There was a time, before the law changed, when the old boffins of the public service and her opponents in the media would give Margaret the scornful nickname of “Miss Firebrand.” She hated that name because she saw it for the sexist putdown that it was. But when they mocked her, Margaret kept going.
What many people don’t know about the night the 1960 Government Service Equal Pay Act passed was that in the end, the vote was unanimous.
When Margaret started her campaigning, equal pay was a radical idea, and the people advocating it were scoffed at. When it came before the house, not a single politician dared to vote against it, so large was the constituency for change.
They ignored her, they laughed at her, she fought them, and she won. There’s a real lesson to be taken from her victory.
For parties like Labour who believe in social justice, who want to see change for the better, the lesson is that we cannot make change on our own.
The Labour Party sprung out of the labour movement. Out of the acknowledgement that one could not be successful without the other.
Yes, we need political parties to enact changes to law, but that can’t be done without a real movement for change, just as popular movements need political power to effect legislative change.
Today, nearly 3000 other carers have joined Kristine in her legal challenge . And now we see midwives and education support workers adding their voice to the cause.
By campaigning, by changing minds, by bringing court cases, by exposing the statistics of inequality, by identifying injustice and bringing people together to end it, they are building that constituency for change.

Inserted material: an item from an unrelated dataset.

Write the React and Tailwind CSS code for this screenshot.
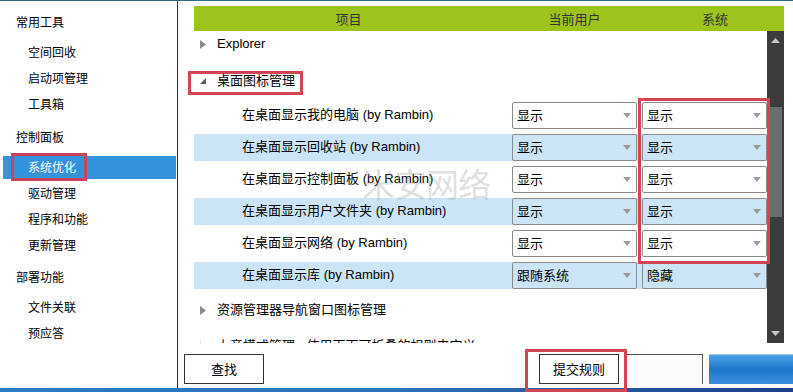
import React from "react";

const FONT = { fontFamily: '"Liberation Sans","Noto Sans CJK SC",sans-serif' };
const CJK = { fontFamily: '"Noto Sans CJK SC",sans-serif' };

function Collapsed() {
  return (
    <svg width="6" height="9" viewBox="0 0 6 9" className="shrink-0">
      <polygon points="0,0 6,4.5 0,9" fill="#8c8c8c" />
    </svg>
  );
}
function Expanded() {
  return (
    <svg width="6" height="6" viewBox="0 0 6 6" className="shrink-0">
      <polygon points="6,0 6,6 0,6" fill="#5a5a5a" />
    </svg>
  );
}
function DropArrow() {
  return (
    <svg width="8" height="5" viewBox="0 0 8 5" className="shrink-0">
      <polygon points="0,0 8,0 4,5" fill="#9a9a9a" />
    </svg>
  );
}

function Select({ value }) {
  return (
    <div className="w-[125px] h-[27px] border border-[#8a8a8a] rounded-[2px] flex items-center justify-between pl-[4px] pr-[5px] text-[13px] text-black" style={CJK}>
      <span>{value}</span>
      <DropArrow />
    </div>
  );
}

const sidebar = [
  { h: "常用工具", mt: "mt-0", items: ["空间回收", "启动项管理", "工具箱"] },
  { h: "控制面板", mt: "mt-[7px]", items: ["系统优化", "驱动管理", "程序和功能", "更新管理"] },
  { h: "部署功能", mt: "mt-[6px]", items: ["文件关联", "预应答"] },
];

const rows = [
  { t: "在桌面显示我的电脑", u: "显示", s: "显示" },
  { t: "在桌面显示回收站", u: "显示", s: "显示" },
  { t: "在桌面显示控制面板", u: "显示", s: "显示" },
  { t: "在桌面显示用户文件夹", u: "显示", s: "显示" },
  { t: "在桌面显示网络", u: "显示", s: "显示" },
  { t: "在桌面显示库", u: "跟随系统", s: "隐藏" },
];

export default function App() {
  return (
    <div className="relative w-[793px] h-[392px] overflow-hidden bg-white border-t border-[#2f6d86] flex flex-col" style={FONT}>
      <div className="flex flex-1 min-h-0">
        {/* Sidebar */}
        <div className="w-[178px] shrink-0 border-r border-[#2b2b2b] pt-[8px] text-[12px] text-black" style={CJK}>
          {sidebar.map((sec) => (
            <div key={sec.h} className={sec.mt}>
              <div className="h-[26px] flex items-center pl-[16px] mb-[4px]">{sec.h}</div>
              {sec.items.map((it) => {
                const sel = it === "系统优化";
                return (
                  <div key={it} className="relative h-[26px] flex items-center pl-[3px] pr-[1px]">
                    <div className={"w-full h-[23px] flex items-center pl-[25px] " + (sel ? "bg-[#3393dc] text-white" : "")}>{it}</div>
                    {sel && <div className="absolute left-[11px] top-[-1px] w-[76px] h-[28px] border-[3px] border-[#c9435a]" />}
                  </div>
                );
              })}
            </div>
          ))}
        </div>

        {/* Main */}
        <div className="flex-1 flex flex-col pt-[5px]">
          <div className="ml-[16px] mr-[9px] h-[25px] bg-[#9cc41c] flex items-center text-[13px] text-[#333]" style={CJK}>
            <div className="w-[309px] text-center">项目</div>
            <div className="w-[143px] text-center">当前用户</div>
            <div className="flex-1 text-center">系统</div>
          </div>
          <div className="ml-[16px] mr-[9px] h-[312px] flex">
            <div className="flex-1 overflow-hidden text-[13px] text-black">
              <div className="h-[26px] flex items-center pl-[6px] gap-[11px]">
                <Collapsed />
                <span>Explorer</span>
              </div>
              <div className="mt-[11px] h-[26px] flex items-center pl-[6px] gap-[11px]">
                <Expanded />
                <span>桌面图标管理</span>
              </div>
              <div className="mt-[5px]">
                {rows.map((r, i) => (
                  <div key={r.t} className="h-[32px] flex items-center">
                    <div className={"w-full h-[27px] flex items-center gap-[5px] " + (i % 2 === 1 ? "bg-[#cce5f6]" : "")}>
                      <div className="flex-1 pl-[48px] whitespace-nowrap">{r.t} (by Rambin)</div>
                      <Select value={r.u} />
                      <Select value={r.s} />
                    </div>
                  </div>
                ))}
              </div>
              <div className="mt-[6px] h-[26px] flex items-center pl-[6px] gap-[11px]">
                <Collapsed />
                <span>资源管理器导航窗口图标管理</span>
              </div>
              <div className="mt-[10px] h-[26px] flex items-center pl-[6px] gap-[11px] whitespace-nowrap">
                <Collapsed />
                <span>上帝模式管理 - 使用下面可折叠的规则来定义</span>
              </div>
            </div>
            {/* Scrollbar */}
            <div className="w-[17px] bg-[#3c3c3e] flex flex-col items-center">
              <svg width="9" height="5" viewBox="0 0 9 5" className="mt-[7px]">
                <polygon points="0,5 9,5 4.5,0" fill="#c8c8c8" />
              </svg>
              <div className="mt-[64px] w-[13px] h-[110px] bg-[#6d6d6d]" />
              <div className="flex-1" />
              <svg width="9" height="5" viewBox="0 0 9 5" className="mb-[7px]">
                <polygon points="0,0 9,0 4.5,5" fill="#c8c8c8" />
              </svg>
            </div>
          </div>
          {/* Bottom buttons */}
          <div className="flex-1 flex items-start pt-[11px] pl-[6px] text-[13px]" style={CJK}>
            <div className="w-[80px] h-[30px] border border-[#333] flex items-center justify-center bg-white">查找</div>
            <div className="ml-[275px] w-[80px] h-[30px] border border-[#333] flex items-center justify-center bg-white">提交规则</div>
            <div className="ml-[7px] w-[77px] h-[30px] border-t border-r border-[#555] bg-[#fbfbfb]" />
            <div className="ml-[6px] w-[84px] h-[30px] bg-gradient-to-b from-[#4aa2e6] via-[#1f76cc] to-[#3a8fe0] border-t border-[#9cc8ee]" />
          </div>
        </div>
      </div>
      <div className="h-[4px] shrink-0 bg-gradient-to-r from-[#2a79c2] via-[#2c74bc] to-[#1d3f8a]" />

      {/* Watermark */}
      <div className="absolute left-[362px] top-[158px] text-[33px] text-[#9a9a9a] opacity-30 pointer-events-none tracking-[-1px]" style={CJK}>
        米安网络
      </div>

      {/* Red highlight boxes */}
      <div className="absolute left-[188px] top-[70px] w-[115px] h-[24px] border-[3px] border-[#d24552] pointer-events-none" />
      <div className="absolute left-[638px] top-[97px] w-[132px] h-[166px] border-[3px] border-[#d24552] pointer-events-none" />
      <div className="absolute left-[525px] top-[348px] w-[102px] h-[43px] border-[3px] border-[#d24552] pointer-events-none" />
    </div>
  );
}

In a democracy, real change is only possible if we bring people with us. If we if do that, there is nothing we can’t change.
People love to tell us that problems are too hard to solve. That things will never change. That the challenges we face are too big or too complex, better left to the experts or left alone all together.
But Margaret’s life, the victories she won and the way she won them, proves those people wrong. She shows us that if there is an injustice we cannot stand, an unfairness we cannot tolerate, then we have the power to change it together.
Margaret Long’s life and service were an inspiration. New Zealand’s public life, as well as the community in Ōtaki that she loved, are so much poorer for having lost her.
But her legacy lives on. The fight for equal pay continues. The fight for fair treatment of workers, for economic opportunity for everyone, continues.
When we look to Margaret’s example, we know that together, with persistence, commitment and courage, we can win that fight. We can end injustice, banish discrimination and build a New Zealand where everyone can live up to their potential.